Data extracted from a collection
────────────────────
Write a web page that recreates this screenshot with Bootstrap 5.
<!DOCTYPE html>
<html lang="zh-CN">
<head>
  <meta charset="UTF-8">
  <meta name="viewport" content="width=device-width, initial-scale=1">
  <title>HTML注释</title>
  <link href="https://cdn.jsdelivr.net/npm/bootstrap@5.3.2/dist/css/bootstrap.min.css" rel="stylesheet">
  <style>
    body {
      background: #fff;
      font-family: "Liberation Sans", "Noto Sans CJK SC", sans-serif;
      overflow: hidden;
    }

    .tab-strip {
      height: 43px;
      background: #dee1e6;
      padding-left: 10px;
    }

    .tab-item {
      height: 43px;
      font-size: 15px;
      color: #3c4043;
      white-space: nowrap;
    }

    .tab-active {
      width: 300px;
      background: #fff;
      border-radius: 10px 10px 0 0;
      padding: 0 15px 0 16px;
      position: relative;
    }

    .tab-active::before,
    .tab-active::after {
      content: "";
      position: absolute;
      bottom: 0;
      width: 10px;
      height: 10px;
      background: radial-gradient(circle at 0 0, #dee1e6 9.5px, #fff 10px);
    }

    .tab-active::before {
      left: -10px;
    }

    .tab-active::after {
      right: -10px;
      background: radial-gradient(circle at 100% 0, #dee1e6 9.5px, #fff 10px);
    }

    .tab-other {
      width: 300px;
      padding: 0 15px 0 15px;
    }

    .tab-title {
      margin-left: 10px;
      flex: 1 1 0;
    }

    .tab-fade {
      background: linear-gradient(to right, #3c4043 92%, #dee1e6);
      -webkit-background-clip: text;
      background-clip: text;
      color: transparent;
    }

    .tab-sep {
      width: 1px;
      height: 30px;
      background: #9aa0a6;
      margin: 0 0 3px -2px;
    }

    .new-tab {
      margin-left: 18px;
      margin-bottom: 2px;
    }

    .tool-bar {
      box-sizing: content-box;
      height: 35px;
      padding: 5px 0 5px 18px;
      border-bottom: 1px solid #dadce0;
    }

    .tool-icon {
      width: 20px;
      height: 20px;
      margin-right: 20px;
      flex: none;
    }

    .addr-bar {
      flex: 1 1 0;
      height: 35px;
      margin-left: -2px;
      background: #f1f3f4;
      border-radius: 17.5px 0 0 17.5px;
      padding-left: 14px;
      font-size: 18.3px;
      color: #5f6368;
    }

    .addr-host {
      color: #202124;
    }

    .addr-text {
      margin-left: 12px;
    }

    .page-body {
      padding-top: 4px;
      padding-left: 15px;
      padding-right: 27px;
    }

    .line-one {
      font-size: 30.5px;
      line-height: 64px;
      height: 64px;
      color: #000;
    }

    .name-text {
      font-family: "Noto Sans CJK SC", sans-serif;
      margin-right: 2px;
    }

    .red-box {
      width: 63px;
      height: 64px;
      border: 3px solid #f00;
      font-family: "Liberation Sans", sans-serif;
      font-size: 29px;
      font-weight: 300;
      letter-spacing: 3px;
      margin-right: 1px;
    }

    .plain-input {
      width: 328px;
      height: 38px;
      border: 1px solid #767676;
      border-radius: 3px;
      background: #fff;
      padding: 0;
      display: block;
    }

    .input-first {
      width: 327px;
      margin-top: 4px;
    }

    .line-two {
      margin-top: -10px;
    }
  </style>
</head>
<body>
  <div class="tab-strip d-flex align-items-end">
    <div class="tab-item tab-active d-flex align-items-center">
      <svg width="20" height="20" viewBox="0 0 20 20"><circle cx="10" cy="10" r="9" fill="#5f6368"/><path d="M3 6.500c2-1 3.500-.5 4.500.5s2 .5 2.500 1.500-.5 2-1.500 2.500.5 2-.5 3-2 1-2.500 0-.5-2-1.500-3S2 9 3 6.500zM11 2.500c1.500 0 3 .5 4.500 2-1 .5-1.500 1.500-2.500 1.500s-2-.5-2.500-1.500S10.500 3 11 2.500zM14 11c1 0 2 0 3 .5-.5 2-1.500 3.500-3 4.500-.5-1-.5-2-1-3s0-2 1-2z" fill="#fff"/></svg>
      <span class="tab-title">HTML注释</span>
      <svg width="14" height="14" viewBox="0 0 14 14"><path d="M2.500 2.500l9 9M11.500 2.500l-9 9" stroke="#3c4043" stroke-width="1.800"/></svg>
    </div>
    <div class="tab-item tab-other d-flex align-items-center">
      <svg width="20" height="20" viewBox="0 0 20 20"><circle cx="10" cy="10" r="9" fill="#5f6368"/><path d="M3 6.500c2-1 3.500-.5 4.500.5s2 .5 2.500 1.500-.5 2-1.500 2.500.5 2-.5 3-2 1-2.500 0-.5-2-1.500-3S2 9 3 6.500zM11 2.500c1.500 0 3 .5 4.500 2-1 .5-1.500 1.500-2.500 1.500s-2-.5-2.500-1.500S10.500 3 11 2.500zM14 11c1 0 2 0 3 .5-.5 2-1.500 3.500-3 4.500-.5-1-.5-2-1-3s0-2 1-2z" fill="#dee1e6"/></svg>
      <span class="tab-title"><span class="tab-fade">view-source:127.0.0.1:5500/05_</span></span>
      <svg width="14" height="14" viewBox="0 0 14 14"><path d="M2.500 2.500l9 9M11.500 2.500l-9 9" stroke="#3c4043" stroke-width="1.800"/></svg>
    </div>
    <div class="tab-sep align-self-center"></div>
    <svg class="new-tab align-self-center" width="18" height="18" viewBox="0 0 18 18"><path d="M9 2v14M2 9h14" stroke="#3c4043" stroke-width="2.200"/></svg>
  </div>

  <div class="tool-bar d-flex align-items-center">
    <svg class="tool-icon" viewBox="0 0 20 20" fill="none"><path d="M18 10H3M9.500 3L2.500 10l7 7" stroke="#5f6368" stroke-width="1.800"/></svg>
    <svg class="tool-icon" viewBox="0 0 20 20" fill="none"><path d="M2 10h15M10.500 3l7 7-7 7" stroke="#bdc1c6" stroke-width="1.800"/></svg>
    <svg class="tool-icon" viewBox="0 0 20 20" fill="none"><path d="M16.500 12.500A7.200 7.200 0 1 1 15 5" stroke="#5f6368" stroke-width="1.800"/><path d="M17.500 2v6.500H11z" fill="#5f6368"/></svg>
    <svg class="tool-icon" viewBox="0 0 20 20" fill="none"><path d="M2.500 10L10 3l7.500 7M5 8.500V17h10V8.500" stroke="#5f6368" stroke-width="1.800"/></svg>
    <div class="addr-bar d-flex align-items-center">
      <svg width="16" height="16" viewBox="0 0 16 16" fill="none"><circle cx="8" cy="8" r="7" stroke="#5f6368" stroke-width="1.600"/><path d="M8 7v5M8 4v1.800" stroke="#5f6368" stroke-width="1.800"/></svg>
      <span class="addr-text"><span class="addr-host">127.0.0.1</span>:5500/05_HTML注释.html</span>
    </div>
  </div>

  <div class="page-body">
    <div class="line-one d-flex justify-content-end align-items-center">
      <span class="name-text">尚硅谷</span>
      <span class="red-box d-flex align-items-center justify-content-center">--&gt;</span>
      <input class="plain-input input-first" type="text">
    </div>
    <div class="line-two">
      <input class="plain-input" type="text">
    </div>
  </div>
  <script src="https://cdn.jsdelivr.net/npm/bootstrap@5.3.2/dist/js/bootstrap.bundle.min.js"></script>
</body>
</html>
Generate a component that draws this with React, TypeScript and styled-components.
────────────────────
THE REQUEST. Your task is to retype all of the records exactly.

WRITTEN ANSWER.
Write a web page that recreates this screenshot with Bootstrap 5.
<!DOCTYPE html>
<html lang="zh-CN">
<head>
  <meta charset="UTF-8">
  <meta name="viewport" content="width=device-width, initial-scale=1">
  <title>HTML注释</title>
  <link href="https://cdn.jsdelivr.net/npm/bootstrap@5.3.2/dist/css/bootstrap.min.css" rel="stylesheet">
  <style>
    body {
      background: #fff;
      font-family: "Liberation Sans", "Noto Sans CJK SC", sans-serif;
      overflow: hidden;
    }

    .tab-strip {
      height: 43px;
      background: #dee1e6;
      padding-left: 10px;
    }

    .tab-item {
      height: 43px;
      font-size: 15px;
      color: #3c4043;
      white-space: nowrap;
    }

    .tab-active {
      width: 300px;
      background: #fff;
      border-radius: 10px 10px 0 0;
      padding: 0 15px 0 16px;
      position: relative;
    }

    .tab-active::before,
    .tab-active::after {
      content: "";
      position: absolute;
      bottom: 0;
      width: 10px;
      height: 10px;
      background: radial-gradient(circle at 0 0, #dee1e6 9.5px, #fff 10px);
    }

    .tab-active::before {
      left: -10px;
    }

    .tab-active::after {
      right: -10px;
      background: radial-gradient(circle at 100% 0, #dee1e6 9.5px, #fff 10px);
    }

    .tab-other {
      width: 300px;
      padding: 0 15px 0 15px;
    }

    .tab-title {
      margin-left: 10px;
      flex: 1 1 0;
    }

    .tab-fade {
      background: linear-gradient(to right, #3c4043 92%, #dee1e6);
      -webkit-background-clip: text;
      background-clip: text;
      color: transparent;
    }

    .tab-sep {
      width: 1px;
      height: 30px;
      background: #9aa0a6;
      margin: 0 0 3px -2px;
    }

    .new-tab {
      margin-left: 18px;
      margin-bottom: 2px;
    }

    .tool-bar {
      box-sizing: content-box;
      height: 35px;
      padding: 5px 0 5px 18px;
      border-bottom: 1px solid #dadce0;
    }

    .tool-icon {
      width: 20px;
      height: 20px;
      margin-right: 20px;
      flex: none;
    }

    .addr-bar {
      flex: 1 1 0;
      height: 35px;
      margin-left: -2px;
      background: #f1f3f4;
      border-radius: 17.5px 0 0 17.5px;
      padding-left: 14px;
      font-size: 18.3px;
      color: #5f6368;
    }

    .addr-host {
      color: #202124;
    }

    .addr-text {
      margin-left: 12px;
    }

    .page-body {
      padding-top: 4px;
      padding-left: 15px;
      padding-right: 27px;
    }

    .line-one {
      font-size: 30.5px;
      line-height: 64px;
      height: 64px;
      color: #000;
    }

    .name-text {
      font-family: "Noto Sans CJK SC", sans-serif;
      margin-right: 2px;
    }

    .red-box {
      width: 63px;
      height: 64px;
      border: 3px solid #f00;
      font-family: "Liberation Sans", sans-serif;
      font-size: 29px;
      font-weight: 300;
      letter-spacing: 3px;
      margin-right: 1px;
    }

    .plain-input {
      width: 328px;
      height: 38px;
      border: 1px solid #767676;
      border-radius: 3px;
      background: #fff;
      padding: 0;
      display: block;
    }

    .input-first {
      width: 327px;
      margin-top: 4px;
    }

    .line-two {
      margin-top: -10px;
    }
  </style>
</head>
<body>
  <div class="tab-strip d-flex align-items-end">
    <div class="tab-item tab-active d-flex align-items-center">
      <svg width="20" height="20" viewBox="0 0 20 20"><circle cx="10" cy="10" r="9" fill="#5f6368"/><path d="M3 6.500c2-1 3.500-.5 4.500.5s2 .5 2.500 1.500-.5 2-1.500 2.500.5 2-.5 3-2 1-2.500 0-.5-2-1.500-3S2 9 3 6.500zM11 2.500c1.500 0 3 .5 4.500 2-1 .5-1.500 1.500-2.500 1.500s-2-.5-2.500-1.500S10.500 3 11 2.500zM14 11c1 0 2 0 3 .5-.5 2-1.500 3.500-3 4.500-.5-1-.5-2-1-3s0-2 1-2z" fill="#fff"/></svg>
      <span class="tab-title">HTML注释</span>
      <svg width="14" height="14" viewBox="0 0 14 14"><path d="M2.500 2.500l9 9M11.500 2.500l-9 9" stroke="#3c4043" stroke-width="1.800"/></svg>
    </div>
    <div class="tab-item tab-other d-flex align-items-center">
      <svg width="20" height="20" viewBox="0 0 20 20"><circle cx="10" cy="10" r="9" fill="#5f6368"/><path d="M3 6.500c2-1 3.500-.5 4.500.5s2 .5 2.500 1.500-.5 2-1.500 2.500.5 2-.5 3-2 1-2.500 0-.5-2-1.500-3S2 9 3 6.500zM11 2.500c1.500 0 3 .5 4.500 2-1 .5-1.500 1.500-2.500 1.500s-2-.5-2.500-1.500S10.500 3 11 2.500zM14 11c1 0 2 0 3 .5-.5 2-1.500 3.500-3 4.500-.5-1-.5-2-1-3s0-2 1-2z" fill="#dee1e6"/></svg>
      <span class="tab-title"><span class="tab-fade">view-source:127.0.0.1:5500/05_</span></span>
      <svg width="14" height="14" viewBox="0 0 14 14"><path d="M2.500 2.500l9 9M11.500 2.500l-9 9" stroke="#3c4043" stroke-width="1.800"/></svg>
    </div>
    <div class="tab-sep align-self-center"></div>
    <svg class="new-tab align-self-center" width="18" height="18" viewBox="0 0 18 18"><path d="M9 2v14M2 9h14" stroke="#3c4043" stroke-width="2.200"/></svg>
  </div>

  <div class="tool-bar d-flex align-items-center">
    <svg class="tool-icon" viewBox="0 0 20 20" fill="none"><path d="M18 10H3M9.500 3L2.500 10l7 7" stroke="#5f6368" stroke-width="1.800"/></svg>
    <svg class="tool-icon" viewBox="0 0 20 20" fill="none"><path d="M2 10h15M10.500 3l7 7-7 7" stroke="#bdc1c6" stroke-width="1.800"/></svg>
    <svg class="tool-icon" viewBox="0 0 20 20" fill="none"><path d="M16.500 12.500A7.200 7.200 0 1 1 15 5" stroke="#5f6368" stroke-width="1.800"/><path d="M17.500 2v6.500H11z" fill="#5f6368"/></svg>
    <svg class="tool-icon" viewBox="0 0 20 20" fill="none"><path d="M2.500 10L10 3l7.500 7M5 8.500V17h10V8.500" stroke="#5f6368" stroke-width="1.800"/></svg>
    <div class="addr-bar d-flex align-items-center">
      <svg width="16" height="16" viewBox="0 0 16 16" fill="none"><circle cx="8" cy="8" r="7" stroke="#5f6368" stroke-width="1.600"/><path d="M8 7v5M8 4v1.800" stroke="#5f6368" stroke-width="1.800"/></svg>
      <span class="addr-text"><span class="addr-host">127.0.0.1</span>:5500/05_HTML注释.html</span>
    </div>
  </div>

  <div class="page-body">
    <div class="line-one d-flex justify-content-end align-items-center">
      <span class="name-text">尚硅谷</span>
      <span class="red-box d-flex align-items-center justify-content-center">--&gt;</span>
      <input class="plain-input input-first" type="text">
    </div>
    <div class="line-two">
      <input class="plain-input" type="text">
    </div>
  </div>
  <script src="https://cdn.jsdelivr.net/npm/bootstrap@5.3.2/dist/js/bootstrap.bundle.min.js"></script>
</body>
</html>
Generate a component that draws this with React, TypeScript and styled-components.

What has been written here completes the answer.